Красноармейцы лишь изредка приходили, вызывая кого-либо к следователю или когда требовался наряд на работу. Кошмаром сравнительно со Славутой и ее свободным арестным режимом представлялись грязь, вонь и теснота в Кривине с постоянно висящей в воздухе бранью красноармейцев и резкостью, задерганностью других чинов. На работу требовалось много народу. Кроме уборки помещений – расчистка с выкорчевыванием площадки под футбольную игру для команды. 13-го, в воскресенье, предстояло открытие игры. Мой сосед – черниговский крестьянин, томившийся в безделье, – охотно шел на работу, тогда как большинство арестованных евреев старались увильнуть от этой бесплатной повинности. Дочь его Анюта с охотой шла мыть полы.
Приходил доктор и опрашивал нас. Я заявил, что болен грудью и кашляю. О наиболее меня беспокоившем расстройстве желудка не сказал, чтобы не положили в госпиталь. Весь день меня не вызывали и ничего о моей отправке не объявляли.

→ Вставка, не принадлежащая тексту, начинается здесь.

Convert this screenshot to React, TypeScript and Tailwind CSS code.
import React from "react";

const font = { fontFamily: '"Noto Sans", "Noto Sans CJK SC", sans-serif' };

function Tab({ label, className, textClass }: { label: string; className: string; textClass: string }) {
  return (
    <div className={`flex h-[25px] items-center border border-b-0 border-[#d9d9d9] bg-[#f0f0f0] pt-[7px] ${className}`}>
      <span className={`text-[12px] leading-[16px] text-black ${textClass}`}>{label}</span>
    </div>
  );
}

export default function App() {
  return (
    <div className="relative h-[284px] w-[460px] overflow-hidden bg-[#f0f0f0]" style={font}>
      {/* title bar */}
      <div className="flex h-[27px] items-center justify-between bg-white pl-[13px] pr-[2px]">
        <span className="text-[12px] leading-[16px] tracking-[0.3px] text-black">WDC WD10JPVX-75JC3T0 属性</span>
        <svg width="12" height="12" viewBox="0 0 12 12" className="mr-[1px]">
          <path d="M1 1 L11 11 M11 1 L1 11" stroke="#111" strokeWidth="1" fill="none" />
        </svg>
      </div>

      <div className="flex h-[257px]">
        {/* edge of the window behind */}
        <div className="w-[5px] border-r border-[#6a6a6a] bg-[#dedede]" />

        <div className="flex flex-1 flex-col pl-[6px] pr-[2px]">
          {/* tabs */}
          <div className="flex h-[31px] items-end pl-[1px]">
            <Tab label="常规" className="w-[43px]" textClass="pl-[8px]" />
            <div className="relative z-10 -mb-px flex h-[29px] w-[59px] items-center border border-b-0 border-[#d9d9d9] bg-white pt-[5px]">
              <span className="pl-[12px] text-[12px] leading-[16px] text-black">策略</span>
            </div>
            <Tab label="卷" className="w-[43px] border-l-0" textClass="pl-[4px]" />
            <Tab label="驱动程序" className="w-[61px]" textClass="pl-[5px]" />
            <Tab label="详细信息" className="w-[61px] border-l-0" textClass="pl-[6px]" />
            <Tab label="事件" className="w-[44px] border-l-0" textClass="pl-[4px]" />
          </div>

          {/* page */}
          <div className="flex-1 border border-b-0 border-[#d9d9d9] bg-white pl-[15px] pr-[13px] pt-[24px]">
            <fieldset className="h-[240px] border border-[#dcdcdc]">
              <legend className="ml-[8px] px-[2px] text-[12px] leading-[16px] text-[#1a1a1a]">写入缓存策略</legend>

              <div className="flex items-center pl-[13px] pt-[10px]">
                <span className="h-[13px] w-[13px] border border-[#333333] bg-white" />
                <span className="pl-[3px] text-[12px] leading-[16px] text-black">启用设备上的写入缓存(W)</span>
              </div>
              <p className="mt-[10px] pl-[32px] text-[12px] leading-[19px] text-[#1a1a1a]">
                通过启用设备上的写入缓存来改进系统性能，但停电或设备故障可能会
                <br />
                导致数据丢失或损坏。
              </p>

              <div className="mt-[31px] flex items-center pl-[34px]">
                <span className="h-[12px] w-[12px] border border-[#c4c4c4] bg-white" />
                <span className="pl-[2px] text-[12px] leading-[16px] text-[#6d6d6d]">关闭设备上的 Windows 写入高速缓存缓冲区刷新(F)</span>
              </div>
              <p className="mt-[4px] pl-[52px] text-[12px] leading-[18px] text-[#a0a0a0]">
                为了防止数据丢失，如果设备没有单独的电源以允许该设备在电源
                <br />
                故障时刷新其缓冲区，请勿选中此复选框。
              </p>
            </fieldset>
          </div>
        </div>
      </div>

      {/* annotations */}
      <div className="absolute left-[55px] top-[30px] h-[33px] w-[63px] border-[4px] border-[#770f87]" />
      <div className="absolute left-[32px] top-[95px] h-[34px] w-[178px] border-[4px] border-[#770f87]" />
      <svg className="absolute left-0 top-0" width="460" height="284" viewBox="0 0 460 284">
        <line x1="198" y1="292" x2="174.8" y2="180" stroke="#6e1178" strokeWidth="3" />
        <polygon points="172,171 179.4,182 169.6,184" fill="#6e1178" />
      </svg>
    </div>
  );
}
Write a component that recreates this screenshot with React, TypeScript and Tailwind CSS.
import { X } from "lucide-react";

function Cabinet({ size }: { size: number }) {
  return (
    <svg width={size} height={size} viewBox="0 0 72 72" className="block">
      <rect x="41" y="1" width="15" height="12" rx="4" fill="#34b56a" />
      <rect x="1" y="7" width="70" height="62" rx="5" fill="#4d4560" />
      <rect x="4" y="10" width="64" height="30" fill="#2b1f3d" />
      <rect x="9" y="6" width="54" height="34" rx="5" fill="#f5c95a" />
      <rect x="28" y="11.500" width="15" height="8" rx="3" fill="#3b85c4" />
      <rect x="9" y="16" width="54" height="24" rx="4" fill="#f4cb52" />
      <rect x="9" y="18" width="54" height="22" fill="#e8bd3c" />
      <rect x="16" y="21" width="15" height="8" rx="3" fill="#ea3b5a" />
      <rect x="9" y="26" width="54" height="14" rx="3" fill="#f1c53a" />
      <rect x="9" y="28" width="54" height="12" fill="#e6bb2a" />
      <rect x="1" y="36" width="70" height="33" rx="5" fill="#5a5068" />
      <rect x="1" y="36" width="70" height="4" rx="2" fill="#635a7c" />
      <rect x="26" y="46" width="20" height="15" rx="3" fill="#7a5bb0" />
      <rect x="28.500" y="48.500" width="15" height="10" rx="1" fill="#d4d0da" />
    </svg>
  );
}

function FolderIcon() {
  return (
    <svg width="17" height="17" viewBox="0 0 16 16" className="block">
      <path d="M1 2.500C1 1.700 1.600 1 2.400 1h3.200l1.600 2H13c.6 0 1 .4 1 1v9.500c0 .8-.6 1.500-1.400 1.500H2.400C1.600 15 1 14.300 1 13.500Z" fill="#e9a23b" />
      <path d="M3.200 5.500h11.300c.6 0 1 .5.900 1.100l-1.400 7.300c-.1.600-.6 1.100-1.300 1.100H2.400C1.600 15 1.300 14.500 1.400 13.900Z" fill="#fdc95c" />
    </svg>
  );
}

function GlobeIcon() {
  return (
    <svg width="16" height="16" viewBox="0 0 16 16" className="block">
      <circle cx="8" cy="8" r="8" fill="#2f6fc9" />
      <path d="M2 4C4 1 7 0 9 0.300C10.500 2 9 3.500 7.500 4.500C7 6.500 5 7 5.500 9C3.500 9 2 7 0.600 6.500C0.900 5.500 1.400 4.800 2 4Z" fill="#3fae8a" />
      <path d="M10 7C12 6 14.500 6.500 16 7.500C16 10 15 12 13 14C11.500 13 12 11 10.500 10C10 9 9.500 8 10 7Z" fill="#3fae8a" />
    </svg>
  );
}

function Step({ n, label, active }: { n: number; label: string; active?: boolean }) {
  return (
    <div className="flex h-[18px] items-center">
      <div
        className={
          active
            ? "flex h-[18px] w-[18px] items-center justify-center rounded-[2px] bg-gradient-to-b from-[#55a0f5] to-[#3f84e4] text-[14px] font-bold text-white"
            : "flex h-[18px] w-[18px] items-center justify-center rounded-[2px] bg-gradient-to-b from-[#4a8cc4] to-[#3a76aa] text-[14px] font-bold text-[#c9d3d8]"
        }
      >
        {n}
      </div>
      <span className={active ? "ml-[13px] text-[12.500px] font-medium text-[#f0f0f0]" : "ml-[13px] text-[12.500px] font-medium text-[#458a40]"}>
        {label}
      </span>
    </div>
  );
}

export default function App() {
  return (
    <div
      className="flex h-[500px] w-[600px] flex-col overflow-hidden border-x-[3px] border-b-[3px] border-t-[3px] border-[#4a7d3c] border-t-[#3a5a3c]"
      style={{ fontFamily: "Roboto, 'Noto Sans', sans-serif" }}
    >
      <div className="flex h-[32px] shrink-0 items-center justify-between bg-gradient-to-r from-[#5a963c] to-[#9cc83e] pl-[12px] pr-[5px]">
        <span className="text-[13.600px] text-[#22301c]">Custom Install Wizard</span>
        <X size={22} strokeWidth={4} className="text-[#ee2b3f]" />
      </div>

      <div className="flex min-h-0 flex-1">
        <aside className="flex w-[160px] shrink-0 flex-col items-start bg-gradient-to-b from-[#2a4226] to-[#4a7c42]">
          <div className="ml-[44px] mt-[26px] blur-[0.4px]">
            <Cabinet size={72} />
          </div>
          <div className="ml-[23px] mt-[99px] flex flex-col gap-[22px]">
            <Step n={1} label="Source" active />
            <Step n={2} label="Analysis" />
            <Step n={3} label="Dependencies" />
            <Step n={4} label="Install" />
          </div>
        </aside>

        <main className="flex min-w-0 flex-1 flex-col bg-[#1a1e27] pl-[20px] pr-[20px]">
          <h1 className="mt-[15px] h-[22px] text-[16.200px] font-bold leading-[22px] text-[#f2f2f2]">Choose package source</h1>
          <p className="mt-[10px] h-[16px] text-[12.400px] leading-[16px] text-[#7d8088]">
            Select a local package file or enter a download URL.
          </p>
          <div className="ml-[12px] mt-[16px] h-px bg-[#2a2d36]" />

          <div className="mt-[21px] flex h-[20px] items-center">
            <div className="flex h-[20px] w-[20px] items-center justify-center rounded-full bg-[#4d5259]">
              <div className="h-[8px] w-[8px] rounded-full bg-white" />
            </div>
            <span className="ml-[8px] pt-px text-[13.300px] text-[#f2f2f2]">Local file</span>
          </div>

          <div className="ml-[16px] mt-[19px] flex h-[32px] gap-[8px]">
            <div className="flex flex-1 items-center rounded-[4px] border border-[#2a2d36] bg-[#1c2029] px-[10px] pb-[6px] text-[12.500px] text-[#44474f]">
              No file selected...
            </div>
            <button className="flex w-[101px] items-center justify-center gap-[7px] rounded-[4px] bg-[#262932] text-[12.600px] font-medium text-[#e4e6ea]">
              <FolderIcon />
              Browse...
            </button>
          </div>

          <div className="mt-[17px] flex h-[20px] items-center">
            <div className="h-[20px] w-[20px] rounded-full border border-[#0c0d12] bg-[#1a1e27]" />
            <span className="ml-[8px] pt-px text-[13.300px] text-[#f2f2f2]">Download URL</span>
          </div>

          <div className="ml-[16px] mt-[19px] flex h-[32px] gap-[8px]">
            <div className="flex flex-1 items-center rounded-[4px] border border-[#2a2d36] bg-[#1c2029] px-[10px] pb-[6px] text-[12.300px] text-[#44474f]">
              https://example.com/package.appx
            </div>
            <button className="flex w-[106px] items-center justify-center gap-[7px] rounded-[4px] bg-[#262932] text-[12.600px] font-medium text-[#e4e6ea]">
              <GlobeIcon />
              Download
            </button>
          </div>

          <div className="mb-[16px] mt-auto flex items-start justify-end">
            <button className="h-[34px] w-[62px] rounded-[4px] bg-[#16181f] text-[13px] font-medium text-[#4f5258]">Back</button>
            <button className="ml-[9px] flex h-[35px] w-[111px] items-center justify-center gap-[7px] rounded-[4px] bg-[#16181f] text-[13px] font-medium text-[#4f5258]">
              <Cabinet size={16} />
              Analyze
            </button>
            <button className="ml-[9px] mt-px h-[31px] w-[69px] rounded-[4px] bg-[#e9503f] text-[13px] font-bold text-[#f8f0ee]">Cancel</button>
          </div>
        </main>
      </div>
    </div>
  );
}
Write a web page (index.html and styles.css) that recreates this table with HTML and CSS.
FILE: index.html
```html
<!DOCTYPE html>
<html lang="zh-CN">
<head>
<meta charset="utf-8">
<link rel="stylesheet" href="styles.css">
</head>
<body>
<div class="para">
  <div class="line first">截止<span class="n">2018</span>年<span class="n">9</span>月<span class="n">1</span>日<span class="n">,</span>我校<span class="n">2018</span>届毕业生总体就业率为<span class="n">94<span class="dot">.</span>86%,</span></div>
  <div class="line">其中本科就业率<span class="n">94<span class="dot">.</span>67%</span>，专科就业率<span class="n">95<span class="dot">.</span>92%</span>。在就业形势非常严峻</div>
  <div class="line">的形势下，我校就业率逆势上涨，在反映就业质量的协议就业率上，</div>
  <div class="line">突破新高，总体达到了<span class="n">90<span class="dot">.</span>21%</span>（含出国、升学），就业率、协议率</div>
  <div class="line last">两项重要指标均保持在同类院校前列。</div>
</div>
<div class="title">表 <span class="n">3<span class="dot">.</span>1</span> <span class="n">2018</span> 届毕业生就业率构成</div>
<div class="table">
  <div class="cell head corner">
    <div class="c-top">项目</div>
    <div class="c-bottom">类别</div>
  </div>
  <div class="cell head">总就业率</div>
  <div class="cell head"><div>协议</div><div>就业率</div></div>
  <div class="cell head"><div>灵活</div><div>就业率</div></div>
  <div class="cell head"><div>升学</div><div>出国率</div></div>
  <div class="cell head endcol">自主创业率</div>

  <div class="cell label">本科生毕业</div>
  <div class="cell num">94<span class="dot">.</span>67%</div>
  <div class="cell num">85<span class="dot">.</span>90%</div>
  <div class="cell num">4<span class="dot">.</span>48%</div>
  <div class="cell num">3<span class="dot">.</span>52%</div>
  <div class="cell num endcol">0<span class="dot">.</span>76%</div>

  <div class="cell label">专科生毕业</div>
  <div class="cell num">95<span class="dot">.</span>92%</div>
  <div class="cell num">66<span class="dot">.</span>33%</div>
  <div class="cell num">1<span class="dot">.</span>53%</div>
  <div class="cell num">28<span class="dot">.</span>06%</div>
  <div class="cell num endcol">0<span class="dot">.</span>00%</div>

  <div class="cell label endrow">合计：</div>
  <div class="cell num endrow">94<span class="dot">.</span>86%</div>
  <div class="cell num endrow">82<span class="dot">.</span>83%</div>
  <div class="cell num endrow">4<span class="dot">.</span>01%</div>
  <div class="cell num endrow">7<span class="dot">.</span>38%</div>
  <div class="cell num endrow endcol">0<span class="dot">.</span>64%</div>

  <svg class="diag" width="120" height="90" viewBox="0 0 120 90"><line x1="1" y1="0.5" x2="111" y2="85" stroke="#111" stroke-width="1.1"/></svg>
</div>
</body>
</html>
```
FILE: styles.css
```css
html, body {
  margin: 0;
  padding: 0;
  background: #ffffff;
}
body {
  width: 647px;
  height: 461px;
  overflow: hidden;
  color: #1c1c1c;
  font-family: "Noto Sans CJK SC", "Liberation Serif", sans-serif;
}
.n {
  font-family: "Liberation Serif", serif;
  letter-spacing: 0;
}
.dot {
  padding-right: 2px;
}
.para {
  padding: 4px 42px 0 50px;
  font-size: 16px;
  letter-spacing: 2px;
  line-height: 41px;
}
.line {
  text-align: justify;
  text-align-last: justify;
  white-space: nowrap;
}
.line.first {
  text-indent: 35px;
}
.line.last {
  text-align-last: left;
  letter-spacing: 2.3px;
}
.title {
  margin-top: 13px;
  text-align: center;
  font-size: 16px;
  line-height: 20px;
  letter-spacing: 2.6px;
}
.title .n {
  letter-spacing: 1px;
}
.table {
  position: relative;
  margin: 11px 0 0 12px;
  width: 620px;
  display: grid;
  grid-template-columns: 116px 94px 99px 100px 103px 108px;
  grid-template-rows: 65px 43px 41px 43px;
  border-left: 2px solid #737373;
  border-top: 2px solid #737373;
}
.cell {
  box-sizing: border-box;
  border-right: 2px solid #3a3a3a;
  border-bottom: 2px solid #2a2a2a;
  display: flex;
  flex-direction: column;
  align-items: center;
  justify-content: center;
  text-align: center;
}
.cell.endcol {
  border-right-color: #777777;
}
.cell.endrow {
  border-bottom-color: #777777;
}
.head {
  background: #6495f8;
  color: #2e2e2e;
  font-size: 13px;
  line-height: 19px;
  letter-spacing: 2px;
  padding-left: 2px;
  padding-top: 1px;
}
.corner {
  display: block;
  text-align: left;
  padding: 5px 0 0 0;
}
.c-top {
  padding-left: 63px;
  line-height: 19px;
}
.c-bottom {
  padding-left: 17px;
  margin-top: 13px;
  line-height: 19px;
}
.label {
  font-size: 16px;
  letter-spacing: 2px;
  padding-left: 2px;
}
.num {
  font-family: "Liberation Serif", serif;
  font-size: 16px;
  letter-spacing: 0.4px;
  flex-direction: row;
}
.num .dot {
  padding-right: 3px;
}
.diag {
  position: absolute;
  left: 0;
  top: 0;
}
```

Усадьба Сангушко обнесена массивной чугунной изгородью. Главный дом, окрашенный в желтое, представляет из себя развалину. Во флигеле помещается больница и амбулатория. Нас, как арестованных, приняли вне очереди. Амбулатория обыкновенного типа, чистая. Два врача, фельдшера, сестры. Персонал, как мне показалось, преимущественно еврейский. Врач и его помощник как будто мной очень заинтересовались, мне даже казалось, что чересчур, уж очень они меня с любопытством рассматривали. Я жаловался на грудь и удушье. Раздели и очень внимательно прослушали. Прописали лекарство и дали за печатью справку для следователя следующего содержания: «УССР. Славутская совбольница, 11/7 1924 г. № 4250. Арестованный тов. Дмитриев страдает эмфиземой легких, артериосклерозом и резко выраженным миокардитом, почему и нуждается в постоянном клиническом лечении. Рай-врач (подпись неразборчива). На печати Шепетовский окружной отдел здравоохранения УССР. Славутская гминная больница».
Справку эту дали по моей просьбе, очевидно, вследствие моего ходатайства направить меня в харьковскую клинику. Пока в аптеке готовили лекарство, я в окна осмотрел больницу. Чистота и порядок обыкновенной земской больницы. Хотя у меня не было полагающейся посуды, мне дали для лекарства бутылку. Но, выйдя, я вылил лекарство, так как мне нужно было не оно, а справка для следователя, с которой я надеялся скорее разделаться с пограничным ГПУ; бутылку же, которую тут достать нелегко, я употребил под молоко, купленное на базаре. Справка у меня сохранилась на память.
Около часа я побродил по усадьбе. В развалинах дома среди мусора виднеются остатки овального зала с лепными орнаментами. В этом доме был зверски растерзан во время большевистского переворота восьмидесятилетний князь Сангушко. Когда толпа подступила грабить дом, то, как мне передавали, он вышел на балкон и стал убеждать, что исторические и художественные вещи для них большой ценности не представляют, что он это собирал всю жизнь. На это он получил ответ, что никакого у него имущества теперь нет, а что все принадлежит народу, то есть им. Он схватил охотничье ружье, чтобы обороняться. Тогда несколько человек ворвались в дом, его стали бить, топтать ногами и сбросили с балкона. Толпа его разорвала на части. В доме была замечательная коллекция польских королевских древностей. Между прочим, в одной комнате стоял походный шатер короля Яна Собеского со всеми принадлежностями. Все было уничтожено. В запущенном парке большие тенистые аллеи; одна из них приводит к костелу. Мне мерещилась в этих темных аллеях высокая, сутуловатая фигура злополучного старца. Поболтавшись на базаре, поговорив с горожанами и селянами, я отнес докторскую справку в ГПУ к следователю. Прочтя ее, он сказал, что, наверно, меня скоро пустят в Россию. Уверенный в этом, я провел в хорошем настроении большую часть дня в бору и на улице, вступая в разговор с приходящими к колодцу.